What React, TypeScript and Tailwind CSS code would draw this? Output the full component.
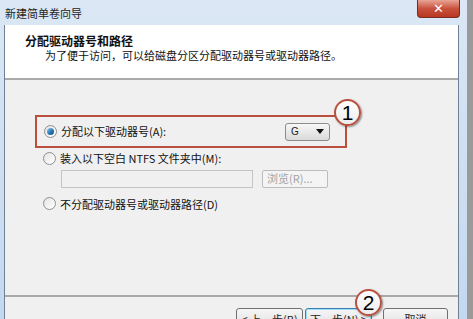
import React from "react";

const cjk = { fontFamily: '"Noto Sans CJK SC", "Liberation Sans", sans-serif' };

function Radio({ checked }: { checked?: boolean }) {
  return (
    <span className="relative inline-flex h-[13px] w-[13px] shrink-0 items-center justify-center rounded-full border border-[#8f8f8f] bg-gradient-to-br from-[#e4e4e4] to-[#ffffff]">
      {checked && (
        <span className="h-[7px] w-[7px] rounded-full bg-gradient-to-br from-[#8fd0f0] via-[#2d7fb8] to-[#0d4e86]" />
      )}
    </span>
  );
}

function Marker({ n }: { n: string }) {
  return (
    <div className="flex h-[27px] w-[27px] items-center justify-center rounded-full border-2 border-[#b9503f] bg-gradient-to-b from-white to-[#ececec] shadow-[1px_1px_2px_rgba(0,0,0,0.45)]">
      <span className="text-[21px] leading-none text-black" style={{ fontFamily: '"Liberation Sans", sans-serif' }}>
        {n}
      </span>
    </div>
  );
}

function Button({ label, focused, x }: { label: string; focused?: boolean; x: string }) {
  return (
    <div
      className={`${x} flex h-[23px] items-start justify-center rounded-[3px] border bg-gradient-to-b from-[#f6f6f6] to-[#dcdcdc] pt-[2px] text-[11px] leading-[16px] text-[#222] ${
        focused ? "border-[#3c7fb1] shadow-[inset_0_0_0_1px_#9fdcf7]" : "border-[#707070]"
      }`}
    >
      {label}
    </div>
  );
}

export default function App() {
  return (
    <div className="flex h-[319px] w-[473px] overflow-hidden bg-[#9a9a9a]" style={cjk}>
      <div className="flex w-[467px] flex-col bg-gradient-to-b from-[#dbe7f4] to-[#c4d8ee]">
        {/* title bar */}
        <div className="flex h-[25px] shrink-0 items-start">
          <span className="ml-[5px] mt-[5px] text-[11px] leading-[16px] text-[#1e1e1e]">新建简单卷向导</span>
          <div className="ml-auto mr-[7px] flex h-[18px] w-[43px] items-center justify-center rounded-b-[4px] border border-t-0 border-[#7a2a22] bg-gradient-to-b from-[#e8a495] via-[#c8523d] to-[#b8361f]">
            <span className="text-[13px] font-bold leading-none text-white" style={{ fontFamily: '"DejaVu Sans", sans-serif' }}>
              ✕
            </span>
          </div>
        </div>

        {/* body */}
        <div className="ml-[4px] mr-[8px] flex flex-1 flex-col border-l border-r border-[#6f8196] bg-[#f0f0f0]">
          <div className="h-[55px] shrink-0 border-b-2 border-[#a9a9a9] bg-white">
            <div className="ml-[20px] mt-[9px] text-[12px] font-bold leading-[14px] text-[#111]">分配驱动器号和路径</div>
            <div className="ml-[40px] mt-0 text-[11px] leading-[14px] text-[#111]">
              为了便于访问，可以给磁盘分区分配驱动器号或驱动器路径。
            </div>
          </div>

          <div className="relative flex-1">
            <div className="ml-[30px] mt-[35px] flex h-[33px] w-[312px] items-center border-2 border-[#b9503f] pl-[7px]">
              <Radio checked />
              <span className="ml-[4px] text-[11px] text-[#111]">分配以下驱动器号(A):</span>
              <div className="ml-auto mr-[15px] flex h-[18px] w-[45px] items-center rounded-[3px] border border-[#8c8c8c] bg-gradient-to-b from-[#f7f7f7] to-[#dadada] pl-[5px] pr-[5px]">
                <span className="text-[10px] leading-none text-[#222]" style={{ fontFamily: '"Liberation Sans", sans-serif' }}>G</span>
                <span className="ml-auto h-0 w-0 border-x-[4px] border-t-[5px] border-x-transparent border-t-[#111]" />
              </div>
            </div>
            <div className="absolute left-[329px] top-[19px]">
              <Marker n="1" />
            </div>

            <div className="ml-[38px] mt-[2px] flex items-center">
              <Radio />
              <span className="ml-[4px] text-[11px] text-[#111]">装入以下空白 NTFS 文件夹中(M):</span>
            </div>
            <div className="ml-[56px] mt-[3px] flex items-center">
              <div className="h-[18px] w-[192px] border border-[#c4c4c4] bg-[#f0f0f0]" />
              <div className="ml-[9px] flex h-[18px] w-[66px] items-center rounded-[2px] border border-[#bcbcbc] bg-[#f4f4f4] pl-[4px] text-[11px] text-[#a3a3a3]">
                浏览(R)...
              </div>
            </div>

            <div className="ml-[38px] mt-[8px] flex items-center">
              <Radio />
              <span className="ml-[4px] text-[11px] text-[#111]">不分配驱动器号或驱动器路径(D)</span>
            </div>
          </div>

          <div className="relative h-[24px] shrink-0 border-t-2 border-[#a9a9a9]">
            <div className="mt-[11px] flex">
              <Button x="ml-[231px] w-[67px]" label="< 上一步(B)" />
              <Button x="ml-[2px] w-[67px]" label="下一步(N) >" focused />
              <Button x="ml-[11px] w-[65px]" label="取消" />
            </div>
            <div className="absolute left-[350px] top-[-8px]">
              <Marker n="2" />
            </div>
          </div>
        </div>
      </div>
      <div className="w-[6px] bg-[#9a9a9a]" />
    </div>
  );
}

==

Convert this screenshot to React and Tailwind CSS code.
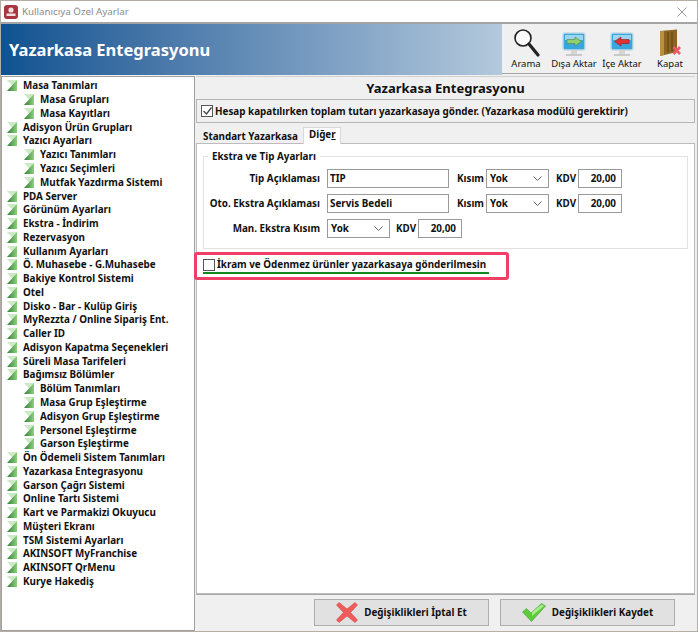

---

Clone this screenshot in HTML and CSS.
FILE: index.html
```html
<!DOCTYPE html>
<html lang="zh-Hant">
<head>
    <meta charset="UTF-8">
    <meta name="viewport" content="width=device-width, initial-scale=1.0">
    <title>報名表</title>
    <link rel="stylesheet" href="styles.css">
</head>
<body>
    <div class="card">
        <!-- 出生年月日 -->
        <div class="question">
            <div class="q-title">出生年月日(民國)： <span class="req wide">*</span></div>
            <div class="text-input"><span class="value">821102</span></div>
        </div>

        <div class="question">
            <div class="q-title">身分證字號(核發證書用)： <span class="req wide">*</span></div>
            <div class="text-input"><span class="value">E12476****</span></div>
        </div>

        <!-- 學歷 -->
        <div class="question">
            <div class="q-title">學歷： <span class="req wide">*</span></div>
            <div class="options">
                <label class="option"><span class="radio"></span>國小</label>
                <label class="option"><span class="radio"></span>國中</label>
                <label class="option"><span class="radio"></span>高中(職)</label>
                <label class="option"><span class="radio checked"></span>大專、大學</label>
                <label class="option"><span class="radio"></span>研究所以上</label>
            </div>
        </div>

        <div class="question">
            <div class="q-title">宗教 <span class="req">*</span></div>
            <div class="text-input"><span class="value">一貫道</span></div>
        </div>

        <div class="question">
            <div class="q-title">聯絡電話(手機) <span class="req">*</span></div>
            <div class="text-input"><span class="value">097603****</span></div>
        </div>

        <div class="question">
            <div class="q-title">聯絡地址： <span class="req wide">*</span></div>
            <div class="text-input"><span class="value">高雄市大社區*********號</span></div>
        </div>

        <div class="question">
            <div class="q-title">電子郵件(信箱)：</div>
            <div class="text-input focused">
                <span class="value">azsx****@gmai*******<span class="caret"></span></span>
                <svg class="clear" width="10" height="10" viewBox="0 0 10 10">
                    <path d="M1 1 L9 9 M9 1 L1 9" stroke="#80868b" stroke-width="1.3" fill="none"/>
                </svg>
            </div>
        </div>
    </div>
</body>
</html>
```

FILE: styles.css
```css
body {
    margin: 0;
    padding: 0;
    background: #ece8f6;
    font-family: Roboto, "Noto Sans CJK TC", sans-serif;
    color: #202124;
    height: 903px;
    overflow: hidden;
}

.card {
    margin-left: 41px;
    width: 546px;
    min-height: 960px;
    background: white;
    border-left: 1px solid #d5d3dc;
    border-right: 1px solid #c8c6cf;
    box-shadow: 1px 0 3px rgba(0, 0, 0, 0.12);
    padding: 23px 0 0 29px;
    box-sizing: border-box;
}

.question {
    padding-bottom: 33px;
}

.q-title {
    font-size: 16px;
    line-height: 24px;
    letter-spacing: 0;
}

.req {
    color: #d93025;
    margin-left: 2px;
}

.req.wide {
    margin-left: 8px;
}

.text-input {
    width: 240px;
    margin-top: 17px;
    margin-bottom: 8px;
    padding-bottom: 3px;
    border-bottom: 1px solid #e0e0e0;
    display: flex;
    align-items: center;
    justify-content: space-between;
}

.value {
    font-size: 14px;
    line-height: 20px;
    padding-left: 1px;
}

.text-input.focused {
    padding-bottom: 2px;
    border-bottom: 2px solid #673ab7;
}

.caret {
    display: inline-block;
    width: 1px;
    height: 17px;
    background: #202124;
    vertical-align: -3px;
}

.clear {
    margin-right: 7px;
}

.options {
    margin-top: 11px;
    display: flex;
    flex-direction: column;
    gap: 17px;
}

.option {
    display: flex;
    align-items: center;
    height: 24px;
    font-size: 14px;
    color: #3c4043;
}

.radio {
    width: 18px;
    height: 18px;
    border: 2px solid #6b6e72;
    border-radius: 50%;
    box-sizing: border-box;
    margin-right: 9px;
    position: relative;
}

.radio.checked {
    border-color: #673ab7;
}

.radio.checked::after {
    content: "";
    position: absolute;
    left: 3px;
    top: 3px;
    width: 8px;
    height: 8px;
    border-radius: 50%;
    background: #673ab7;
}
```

● PROBLEM
Find the lines of the material that hold the word "Tailwind" and report their count alone.

● WRITTEN RESPONSE
2